Information provided:
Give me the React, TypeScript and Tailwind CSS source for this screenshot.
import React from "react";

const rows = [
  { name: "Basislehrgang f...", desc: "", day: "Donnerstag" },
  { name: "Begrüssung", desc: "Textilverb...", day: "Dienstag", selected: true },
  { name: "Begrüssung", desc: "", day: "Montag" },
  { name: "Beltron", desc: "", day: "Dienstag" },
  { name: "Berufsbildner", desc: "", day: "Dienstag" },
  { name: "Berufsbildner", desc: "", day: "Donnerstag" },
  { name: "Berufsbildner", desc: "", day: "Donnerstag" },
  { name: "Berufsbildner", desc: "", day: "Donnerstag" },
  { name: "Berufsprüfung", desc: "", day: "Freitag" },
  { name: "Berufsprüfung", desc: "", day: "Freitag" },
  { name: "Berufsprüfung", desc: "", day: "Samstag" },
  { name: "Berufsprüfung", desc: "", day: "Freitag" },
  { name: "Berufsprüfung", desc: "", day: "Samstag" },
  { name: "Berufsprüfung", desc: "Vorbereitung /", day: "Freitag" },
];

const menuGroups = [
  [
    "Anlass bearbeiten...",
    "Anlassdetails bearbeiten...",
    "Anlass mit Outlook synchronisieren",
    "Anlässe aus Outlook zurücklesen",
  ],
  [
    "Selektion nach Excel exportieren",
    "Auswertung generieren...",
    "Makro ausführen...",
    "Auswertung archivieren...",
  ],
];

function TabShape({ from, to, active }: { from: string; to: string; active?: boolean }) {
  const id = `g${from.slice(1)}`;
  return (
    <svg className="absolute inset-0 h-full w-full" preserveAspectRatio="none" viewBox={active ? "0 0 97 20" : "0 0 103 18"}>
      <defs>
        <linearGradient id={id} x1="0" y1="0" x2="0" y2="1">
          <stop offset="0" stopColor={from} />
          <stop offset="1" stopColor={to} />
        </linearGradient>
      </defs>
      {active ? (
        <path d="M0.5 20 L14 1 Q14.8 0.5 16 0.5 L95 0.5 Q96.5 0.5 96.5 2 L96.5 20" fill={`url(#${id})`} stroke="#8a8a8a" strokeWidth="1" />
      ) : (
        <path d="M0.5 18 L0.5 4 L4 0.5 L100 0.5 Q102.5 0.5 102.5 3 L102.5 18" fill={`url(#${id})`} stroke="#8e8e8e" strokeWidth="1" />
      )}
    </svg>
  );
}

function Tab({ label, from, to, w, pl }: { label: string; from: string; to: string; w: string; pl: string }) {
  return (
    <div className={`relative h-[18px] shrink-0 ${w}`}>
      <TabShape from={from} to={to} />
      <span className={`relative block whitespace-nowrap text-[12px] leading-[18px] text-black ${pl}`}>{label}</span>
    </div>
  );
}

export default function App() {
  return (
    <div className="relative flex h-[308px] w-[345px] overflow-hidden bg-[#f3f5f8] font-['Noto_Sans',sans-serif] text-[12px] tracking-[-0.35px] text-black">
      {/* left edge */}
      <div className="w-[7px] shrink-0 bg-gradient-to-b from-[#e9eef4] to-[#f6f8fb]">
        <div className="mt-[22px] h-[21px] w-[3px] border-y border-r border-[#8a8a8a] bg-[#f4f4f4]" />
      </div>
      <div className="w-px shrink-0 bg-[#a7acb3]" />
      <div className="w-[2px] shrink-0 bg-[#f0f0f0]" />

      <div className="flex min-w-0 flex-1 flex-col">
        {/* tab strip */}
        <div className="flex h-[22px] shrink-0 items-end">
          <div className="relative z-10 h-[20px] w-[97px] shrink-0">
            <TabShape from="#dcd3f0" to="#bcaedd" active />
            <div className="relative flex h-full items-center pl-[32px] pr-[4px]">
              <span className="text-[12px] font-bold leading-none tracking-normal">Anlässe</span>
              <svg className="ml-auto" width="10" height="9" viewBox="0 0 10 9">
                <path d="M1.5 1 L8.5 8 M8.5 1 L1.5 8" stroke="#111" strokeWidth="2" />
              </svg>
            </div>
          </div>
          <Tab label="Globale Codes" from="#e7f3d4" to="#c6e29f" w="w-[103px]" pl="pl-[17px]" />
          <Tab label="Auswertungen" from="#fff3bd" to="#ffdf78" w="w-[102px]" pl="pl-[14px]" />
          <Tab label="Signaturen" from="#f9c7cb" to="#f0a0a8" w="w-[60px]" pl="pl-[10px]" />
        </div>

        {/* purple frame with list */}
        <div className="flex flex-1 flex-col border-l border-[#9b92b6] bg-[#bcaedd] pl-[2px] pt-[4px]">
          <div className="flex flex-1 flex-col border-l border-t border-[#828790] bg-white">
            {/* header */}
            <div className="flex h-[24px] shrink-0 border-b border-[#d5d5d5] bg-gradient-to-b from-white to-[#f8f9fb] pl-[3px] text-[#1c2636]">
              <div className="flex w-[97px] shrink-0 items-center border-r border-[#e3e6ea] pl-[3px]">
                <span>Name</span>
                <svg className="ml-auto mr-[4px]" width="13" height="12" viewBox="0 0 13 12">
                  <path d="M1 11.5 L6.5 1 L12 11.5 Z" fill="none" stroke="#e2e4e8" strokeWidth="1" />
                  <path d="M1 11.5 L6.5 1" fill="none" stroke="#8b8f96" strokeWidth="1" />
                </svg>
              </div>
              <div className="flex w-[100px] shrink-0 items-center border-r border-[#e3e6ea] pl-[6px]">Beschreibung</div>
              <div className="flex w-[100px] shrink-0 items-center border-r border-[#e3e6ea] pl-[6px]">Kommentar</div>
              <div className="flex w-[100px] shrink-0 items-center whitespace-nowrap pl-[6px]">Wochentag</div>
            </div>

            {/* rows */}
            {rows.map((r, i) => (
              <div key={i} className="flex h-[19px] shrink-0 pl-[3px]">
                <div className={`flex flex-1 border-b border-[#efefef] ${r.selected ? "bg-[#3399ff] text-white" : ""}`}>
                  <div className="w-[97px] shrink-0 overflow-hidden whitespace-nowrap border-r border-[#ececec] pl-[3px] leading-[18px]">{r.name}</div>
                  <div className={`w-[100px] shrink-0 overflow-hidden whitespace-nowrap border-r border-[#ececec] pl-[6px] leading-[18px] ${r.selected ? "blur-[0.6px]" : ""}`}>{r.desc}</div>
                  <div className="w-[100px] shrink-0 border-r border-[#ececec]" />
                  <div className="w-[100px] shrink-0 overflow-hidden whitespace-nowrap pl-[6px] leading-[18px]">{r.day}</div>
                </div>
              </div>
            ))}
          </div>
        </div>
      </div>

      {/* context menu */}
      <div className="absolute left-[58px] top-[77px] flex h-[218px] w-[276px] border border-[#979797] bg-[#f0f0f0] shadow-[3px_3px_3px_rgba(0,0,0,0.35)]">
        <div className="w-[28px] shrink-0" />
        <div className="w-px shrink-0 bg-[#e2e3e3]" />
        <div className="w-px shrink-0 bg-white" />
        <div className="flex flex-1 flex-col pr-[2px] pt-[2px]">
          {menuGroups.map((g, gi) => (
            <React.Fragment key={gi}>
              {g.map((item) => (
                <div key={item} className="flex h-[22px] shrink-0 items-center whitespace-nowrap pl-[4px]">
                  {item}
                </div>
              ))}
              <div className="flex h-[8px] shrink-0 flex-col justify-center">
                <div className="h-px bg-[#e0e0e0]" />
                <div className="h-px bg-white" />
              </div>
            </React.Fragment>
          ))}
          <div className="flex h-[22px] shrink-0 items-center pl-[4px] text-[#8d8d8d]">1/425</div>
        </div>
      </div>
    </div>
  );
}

Exercise description: Please output the entire listing exactly as it stands.

Reply to the exercise:
Give me the React, TypeScript and Tailwind CSS source for this screenshot.
import React from "react";

const rows = [
  { name: "Basislehrgang f...", desc: "", day: "Donnerstag" },
  { name: "Begrüssung", desc: "Textilverb...", day: "Dienstag", selected: true },
  { name: "Begrüssung", desc: "", day: "Montag" },
  { name: "Beltron", desc: "", day: "Dienstag" },
  { name: "Berufsbildner", desc: "", day: "Dienstag" },
  { name: "Berufsbildner", desc: "", day: "Donnerstag" },
  { name: "Berufsbildner", desc: "", day: "Donnerstag" },
  { name: "Berufsbildner", desc: "", day: "Donnerstag" },
  { name: "Berufsprüfung", desc: "", day: "Freitag" },
  { name: "Berufsprüfung", desc: "", day: "Freitag" },
  { name: "Berufsprüfung", desc: "", day: "Samstag" },
  { name: "Berufsprüfung", desc: "", day: "Freitag" },
  { name: "Berufsprüfung", desc: "", day: "Samstag" },
  { name: "Berufsprüfung", desc: "Vorbereitung /", day: "Freitag" },
];

const menuGroups = [
  [
    "Anlass bearbeiten...",
    "Anlassdetails bearbeiten...",
    "Anlass mit Outlook synchronisieren",
    "Anlässe aus Outlook zurücklesen",
  ],
  [
    "Selektion nach Excel exportieren",
    "Auswertung generieren...",
    "Makro ausführen...",
    "Auswertung archivieren...",
  ],
];

function TabShape({ from, to, active }: { from: string; to: string; active?: boolean }) {
  const id = `g${from.slice(1)}`;
  return (
    <svg className="absolute inset-0 h-full w-full" preserveAspectRatio="none" viewBox={active ? "0 0 97 20" : "0 0 103 18"}>
      <defs>
        <linearGradient id={id} x1="0" y1="0" x2="0" y2="1">
          <stop offset="0" stopColor={from} />
          <stop offset="1" stopColor={to} />
        </linearGradient>
      </defs>
      {active ? (
        <path d="M0.5 20 L14 1 Q14.8 0.5 16 0.5 L95 0.5 Q96.5 0.5 96.5 2 L96.5 20" fill={`url(#${id})`} stroke="#8a8a8a" strokeWidth="1" />
      ) : (
        <path d="M0.5 18 L0.5 4 L4 0.5 L100 0.5 Q102.5 0.5 102.5 3 L102.5 18" fill={`url(#${id})`} stroke="#8e8e8e" strokeWidth="1" />
      )}
    </svg>
  );
}

function Tab({ label, from, to, w, pl }: { label: string; from: string; to: string; w: string; pl: string }) {
  return (
    <div className={`relative h-[18px] shrink-0 ${w}`}>
      <TabShape from={from} to={to} />
      <span className={`relative block whitespace-nowrap text-[12px] leading-[18px] text-black ${pl}`}>{label}</span>
    </div>
  );
}

export default function App() {
  return (
    <div className="relative flex h-[308px] w-[345px] overflow-hidden bg-[#f3f5f8] font-['Noto_Sans',sans-serif] text-[12px] tracking-[-0.35px] text-black">
      {/* left edge */}
      <div className="w-[7px] shrink-0 bg-gradient-to-b from-[#e9eef4] to-[#f6f8fb]">
        <div className="mt-[22px] h-[21px] w-[3px] border-y border-r border-[#8a8a8a] bg-[#f4f4f4]" />
      </div>
      <div className="w-px shrink-0 bg-[#a7acb3]" />
      <div className="w-[2px] shrink-0 bg-[#f0f0f0]" />

      <div className="flex min-w-0 flex-1 flex-col">
        {/* tab strip */}
        <div className="flex h-[22px] shrink-0 items-end">
          <div className="relative z-10 h-[20px] w-[97px] shrink-0">
            <TabShape from="#dcd3f0" to="#bcaedd" active />
            <div className="relative flex h-full items-center pl-[32px] pr-[4px]">
              <span className="text-[12px] font-bold leading-none tracking-normal">Anlässe</span>
              <svg className="ml-auto" width="10" height="9" viewBox="0 0 10 9">
                <path d="M1.5 1 L8.5 8 M8.5 1 L1.5 8" stroke="#111" strokeWidth="2" />
              </svg>
            </div>
          </div>
          <Tab label="Globale Codes" from="#e7f3d4" to="#c6e29f" w="w-[103px]" pl="pl-[17px]" />
          <Tab label="Auswertungen" from="#fff3bd" to="#ffdf78" w="w-[102px]" pl="pl-[14px]" />
          <Tab label="Signaturen" from="#f9c7cb" to="#f0a0a8" w="w-[60px]" pl="pl-[10px]" />
        </div>

        {/* purple frame with list */}
        <div className="flex flex-1 flex-col border-l border-[#9b92b6] bg-[#bcaedd] pl-[2px] pt-[4px]">
          <div className="flex flex-1 flex-col border-l border-t border-[#828790] bg-white">
            {/* header */}
            <div className="flex h-[24px] shrink-0 border-b border-[#d5d5d5] bg-gradient-to-b from-white to-[#f8f9fb] pl-[3px] text-[#1c2636]">
              <div className="flex w-[97px] shrink-0 items-center border-r border-[#e3e6ea] pl-[3px]">
                <span>Name</span>
                <svg className="ml-auto mr-[4px]" width="13" height="12" viewBox="0 0 13 12">
                  <path d="M1 11.5 L6.5 1 L12 11.5 Z" fill="none" stroke="#e2e4e8" strokeWidth="1" />
                  <path d="M1 11.5 L6.5 1" fill="none" stroke="#8b8f96" strokeWidth="1" />
                </svg>
              </div>
              <div className="flex w-[100px] shrink-0 items-center border-r border-[#e3e6ea] pl-[6px]">Beschreibung</div>
              <div className="flex w-[100px] shrink-0 items-center border-r border-[#e3e6ea] pl-[6px]">Kommentar</div>
              <div className="flex w-[100px] shrink-0 items-center whitespace-nowrap pl-[6px]">Wochentag</div>
            </div>

            {/* rows */}
            {rows.map((r, i) => (
              <div key={i} className="flex h-[19px] shrink-0 pl-[3px]">
                <div className={`flex flex-1 border-b border-[#efefef] ${r.selected ? "bg-[#3399ff] text-white" : ""}`}>
                  <div className="w-[97px] shrink-0 overflow-hidden whitespace-nowrap border-r border-[#ececec] pl-[3px] leading-[18px]">{r.name}</div>
                  <div className={`w-[100px] shrink-0 overflow-hidden whitespace-nowrap border-r border-[#ececec] pl-[6px] leading-[18px] ${r.selected ? "blur-[0.6px]" : ""}`}>{r.desc}</div>
                  <div className="w-[100px] shrink-0 border-r border-[#ececec]" />
                  <div className="w-[100px] shrink-0 overflow-hidden whitespace-nowrap pl-[6px] leading-[18px]">{r.day}</div>
                </div>
              </div>
            ))}
          </div>
        </div>
      </div>

      {/* context menu */}
      <div className="absolute left-[58px] top-[77px] flex h-[218px] w-[276px] border border-[#979797] bg-[#f0f0f0] shadow-[3px_3px_3px_rgba(0,0,0,0.35)]">
        <div className="w-[28px] shrink-0" />
        <div className="w-px shrink-0 bg-[#e2e3e3]" />
        <div className="w-px shrink-0 bg-white" />
        <div className="flex flex-1 flex-col pr-[2px] pt-[2px]">
          {menuGroups.map((g, gi) => (
            <React.Fragment key={gi}>
              {g.map((item) => (
                <div key={item} className="flex h-[22px] shrink-0 items-center whitespace-nowrap pl-[4px]">
                  {item}
                </div>
              ))}
              <div className="flex h-[8px] shrink-0 flex-col justify-center">
                <div className="h-px bg-[#e0e0e0]" />
                <div className="h-px bg-white" />
              </div>
            </React.Fragment>
          ))}
          <div className="flex h-[22px] shrink-0 items-center pl-[4px] text-[#8d8d8d]">1/425</div>
        </div>
      </div>
    </div>
  );
}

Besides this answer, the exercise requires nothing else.